#### PROVIDED DATA:
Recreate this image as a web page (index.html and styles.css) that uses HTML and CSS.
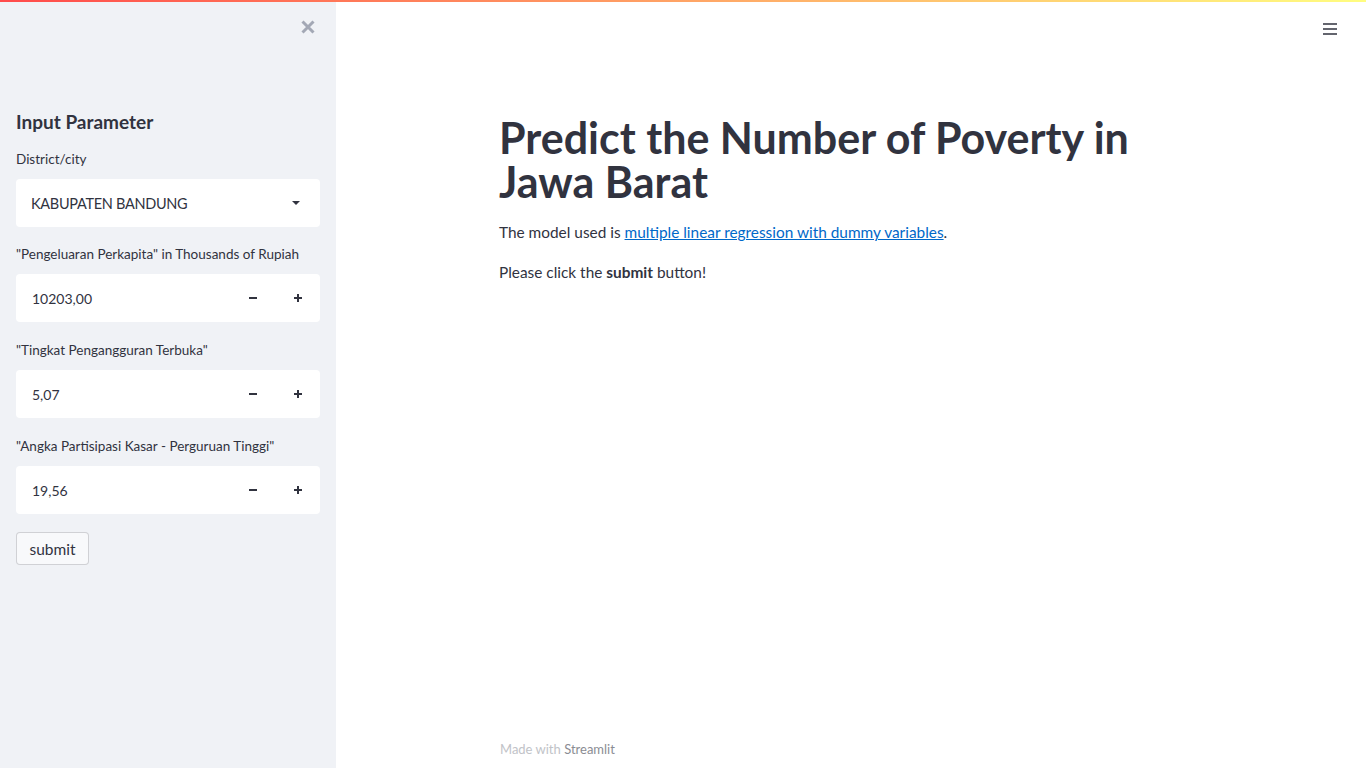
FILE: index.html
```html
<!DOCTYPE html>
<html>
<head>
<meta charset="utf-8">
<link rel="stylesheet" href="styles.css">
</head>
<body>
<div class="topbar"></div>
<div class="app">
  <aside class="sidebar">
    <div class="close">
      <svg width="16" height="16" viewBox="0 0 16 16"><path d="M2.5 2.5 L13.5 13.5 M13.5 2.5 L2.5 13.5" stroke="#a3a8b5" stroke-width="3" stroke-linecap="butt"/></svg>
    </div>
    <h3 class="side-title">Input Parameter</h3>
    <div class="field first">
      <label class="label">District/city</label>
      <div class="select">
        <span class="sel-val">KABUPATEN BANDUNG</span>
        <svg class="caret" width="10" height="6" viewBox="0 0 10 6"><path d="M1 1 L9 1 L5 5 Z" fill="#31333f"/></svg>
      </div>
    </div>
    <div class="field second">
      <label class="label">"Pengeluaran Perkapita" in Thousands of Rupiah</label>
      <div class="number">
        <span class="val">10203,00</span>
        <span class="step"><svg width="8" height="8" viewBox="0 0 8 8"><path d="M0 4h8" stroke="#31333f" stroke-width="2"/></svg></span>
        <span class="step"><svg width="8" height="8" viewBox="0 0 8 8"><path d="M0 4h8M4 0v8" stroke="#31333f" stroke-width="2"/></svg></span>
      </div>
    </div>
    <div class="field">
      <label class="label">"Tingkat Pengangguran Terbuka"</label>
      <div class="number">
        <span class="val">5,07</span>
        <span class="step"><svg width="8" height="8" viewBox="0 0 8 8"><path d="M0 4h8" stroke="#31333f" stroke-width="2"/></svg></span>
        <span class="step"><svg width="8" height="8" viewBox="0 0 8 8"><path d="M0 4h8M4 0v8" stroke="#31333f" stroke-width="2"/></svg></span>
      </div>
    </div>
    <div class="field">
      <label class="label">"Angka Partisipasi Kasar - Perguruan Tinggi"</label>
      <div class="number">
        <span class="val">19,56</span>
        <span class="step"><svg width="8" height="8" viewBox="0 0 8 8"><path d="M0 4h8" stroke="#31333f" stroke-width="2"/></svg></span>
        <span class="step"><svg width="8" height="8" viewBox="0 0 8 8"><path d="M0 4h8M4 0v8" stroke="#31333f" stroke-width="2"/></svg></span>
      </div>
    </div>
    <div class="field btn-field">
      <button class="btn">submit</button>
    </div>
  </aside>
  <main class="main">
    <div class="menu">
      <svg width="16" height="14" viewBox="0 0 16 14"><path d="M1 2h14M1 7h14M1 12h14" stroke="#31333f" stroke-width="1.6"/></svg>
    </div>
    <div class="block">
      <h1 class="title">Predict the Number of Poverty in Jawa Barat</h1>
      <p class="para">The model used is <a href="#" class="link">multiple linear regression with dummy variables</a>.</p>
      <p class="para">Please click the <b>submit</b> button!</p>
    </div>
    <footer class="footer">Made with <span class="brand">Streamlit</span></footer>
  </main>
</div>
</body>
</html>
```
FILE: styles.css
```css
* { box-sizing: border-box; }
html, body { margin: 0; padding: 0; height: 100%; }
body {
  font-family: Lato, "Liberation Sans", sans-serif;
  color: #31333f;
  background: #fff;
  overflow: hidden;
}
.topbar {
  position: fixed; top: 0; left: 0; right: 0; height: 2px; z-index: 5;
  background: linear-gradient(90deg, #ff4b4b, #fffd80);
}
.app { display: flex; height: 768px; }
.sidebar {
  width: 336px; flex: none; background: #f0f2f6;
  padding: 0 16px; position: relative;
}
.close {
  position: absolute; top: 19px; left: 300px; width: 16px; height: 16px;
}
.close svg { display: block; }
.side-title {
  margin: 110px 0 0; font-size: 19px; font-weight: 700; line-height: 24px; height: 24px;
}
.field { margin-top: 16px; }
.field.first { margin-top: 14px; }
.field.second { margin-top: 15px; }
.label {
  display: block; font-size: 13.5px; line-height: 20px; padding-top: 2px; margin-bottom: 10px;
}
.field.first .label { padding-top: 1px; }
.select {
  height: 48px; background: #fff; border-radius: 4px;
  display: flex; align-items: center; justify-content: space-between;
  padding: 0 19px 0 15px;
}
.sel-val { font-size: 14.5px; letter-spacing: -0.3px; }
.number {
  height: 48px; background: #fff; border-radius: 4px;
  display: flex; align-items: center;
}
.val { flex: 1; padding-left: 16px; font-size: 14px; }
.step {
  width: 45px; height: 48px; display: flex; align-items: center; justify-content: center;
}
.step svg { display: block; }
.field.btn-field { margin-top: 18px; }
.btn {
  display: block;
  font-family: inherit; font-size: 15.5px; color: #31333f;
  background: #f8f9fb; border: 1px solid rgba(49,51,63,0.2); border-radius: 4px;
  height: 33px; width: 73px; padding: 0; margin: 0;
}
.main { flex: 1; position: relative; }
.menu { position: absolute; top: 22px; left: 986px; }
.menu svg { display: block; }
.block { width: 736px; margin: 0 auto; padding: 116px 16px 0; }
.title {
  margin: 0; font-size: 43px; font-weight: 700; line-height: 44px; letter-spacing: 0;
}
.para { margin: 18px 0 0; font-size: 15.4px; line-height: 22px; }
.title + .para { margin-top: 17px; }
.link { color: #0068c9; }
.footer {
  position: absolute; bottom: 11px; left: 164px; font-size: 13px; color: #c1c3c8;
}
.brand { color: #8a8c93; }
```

#### WHAT IS BEING ASKED:
Reproduce the data verbatim. Do not carry any picture into the copy.

#### ANSWER TO THE EXERCISE:
Recreate this image as a web page (index.html and styles.css) that uses HTML and CSS.
FILE: index.html
```html
<!DOCTYPE html>
<html>
<head>
<meta charset="utf-8">
<link rel="stylesheet" href="styles.css">
</head>
<body>
<div class="topbar"></div>
<div class="app">
  <aside class="sidebar">
    <div class="close">
      <svg width="16" height="16" viewBox="0 0 16 16"><path d="M2.5 2.5 L13.5 13.5 M13.5 2.5 L2.5 13.5" stroke="#a3a8b5" stroke-width="3" stroke-linecap="butt"/></svg>
    </div>
    <h3 class="side-title">Input Parameter</h3>
    <div class="field first">
      <label class="label">District/city</label>
      <div class="select">
        <span class="sel-val">KABUPATEN BANDUNG</span>
        <svg class="caret" width="10" height="6" viewBox="0 0 10 6"><path d="M1 1 L9 1 L5 5 Z" fill="#31333f"/></svg>
      </div>
    </div>
    <div class="field second">
      <label class="label">"Pengeluaran Perkapita" in Thousands of Rupiah</label>
      <div class="number">
        <span class="val">10203,00</span>
        <span class="step"><svg width="8" height="8" viewBox="0 0 8 8"><path d="M0 4h8" stroke="#31333f" stroke-width="2"/></svg></span>
        <span class="step"><svg width="8" height="8" viewBox="0 0 8 8"><path d="M0 4h8M4 0v8" stroke="#31333f" stroke-width="2"/></svg></span>
      </div>
    </div>
    <div class="field">
      <label class="label">"Tingkat Pengangguran Terbuka"</label>
      <div class="number">
        <span class="val">5,07</span>
        <span class="step"><svg width="8" height="8" viewBox="0 0 8 8"><path d="M0 4h8" stroke="#31333f" stroke-width="2"/></svg></span>
        <span class="step"><svg width="8" height="8" viewBox="0 0 8 8"><path d="M0 4h8M4 0v8" stroke="#31333f" stroke-width="2"/></svg></span>
      </div>
    </div>
    <div class="field">
      <label class="label">"Angka Partisipasi Kasar - Perguruan Tinggi"</label>
      <div class="number">
        <span class="val">19,56</span>
        <span class="step"><svg width="8" height="8" viewBox="0 0 8 8"><path d="M0 4h8" stroke="#31333f" stroke-width="2"/></svg></span>
        <span class="step"><svg width="8" height="8" viewBox="0 0 8 8"><path d="M0 4h8M4 0v8" stroke="#31333f" stroke-width="2"/></svg></span>
      </div>
    </div>
    <div class="field btn-field">
      <button class="btn">submit</button>
    </div>
  </aside>
  <main class="main">
    <div class="menu">
      <svg width="16" height="14" viewBox="0 0 16 14"><path d="M1 2h14M1 7h14M1 12h14" stroke="#31333f" stroke-width="1.6"/></svg>
    </div>
    <div class="block">
      <h1 class="title">Predict the Number of Poverty in Jawa Barat</h1>
      <p class="para">The model used is <a href="#" class="link">multiple linear regression with dummy variables</a>.</p>
      <p class="para">Please click the <b>submit</b> button!</p>
    </div>
    <footer class="footer">Made with <span class="brand">Streamlit</span></footer>
  </main>
</div>
</body>
</html>
```
FILE: styles.css
```css
* { box-sizing: border-box; }
html, body { margin: 0; padding: 0; height: 100%; }
body {
  font-family: Lato, "Liberation Sans", sans-serif;
  color: #31333f;
  background: #fff;
  overflow: hidden;
}
.topbar {
  position: fixed; top: 0; left: 0; right: 0; height: 2px; z-index: 5;
  background: linear-gradient(90deg, #ff4b4b, #fffd80);
}
.app { display: flex; height: 768px; }
.sidebar {
  width: 336px; flex: none; background: #f0f2f6;
  padding: 0 16px; position: relative;
}
.close {
  position: absolute; top: 19px; left: 300px; width: 16px; height: 16px;
}
.close svg { display: block; }
.side-title {
  margin: 110px 0 0; font-size: 19px; font-weight: 700; line-height: 24px; height: 24px;
}
.field { margin-top: 16px; }
.field.first { margin-top: 14px; }
.field.second { margin-top: 15px; }
.label {
  display: block; font-size: 13.5px; line-height: 20px; padding-top: 2px; margin-bottom: 10px;
}
.field.first .label { padding-top: 1px; }
.select {
  height: 48px; background: #fff; border-radius: 4px;
  display: flex; align-items: center; justify-content: space-between;
  padding: 0 19px 0 15px;
}
.sel-val { font-size: 14.5px; letter-spacing: -0.3px; }
.number {
  height: 48px; background: #fff; border-radius: 4px;
  display: flex; align-items: center;
}
.val { flex: 1; padding-left: 16px; font-size: 14px; }
.step {
  width: 45px; height: 48px; display: flex; align-items: center; justify-content: center;
}
.step svg { display: block; }
.field.btn-field { margin-top: 18px; }
.btn {
  display: block;
  font-family: inherit; font-size: 15.5px; color: #31333f;
  background: #f8f9fb; border: 1px solid rgba(49,51,63,0.2); border-radius: 4px;
  height: 33px; width: 73px; padding: 0; margin: 0;
}
.main { flex: 1; position: relative; }
.menu { position: absolute; top: 22px; left: 986px; }
.menu svg { display: block; }
.block { width: 736px; margin: 0 auto; padding: 116px 16px 0; }
.title {
  margin: 0; font-size: 43px; font-weight: 700; line-height: 44px; letter-spacing: 0;
}
.para { margin: 18px 0 0; font-size: 15.4px; line-height: 22px; }
.title + .para { margin-top: 17px; }
.link { color: #0068c9; }
.footer {
  position: absolute; bottom: 11px; left: 164px; font-size: 13px; color: #c1c3c8;
}
.brand { color: #8a8c93; }
```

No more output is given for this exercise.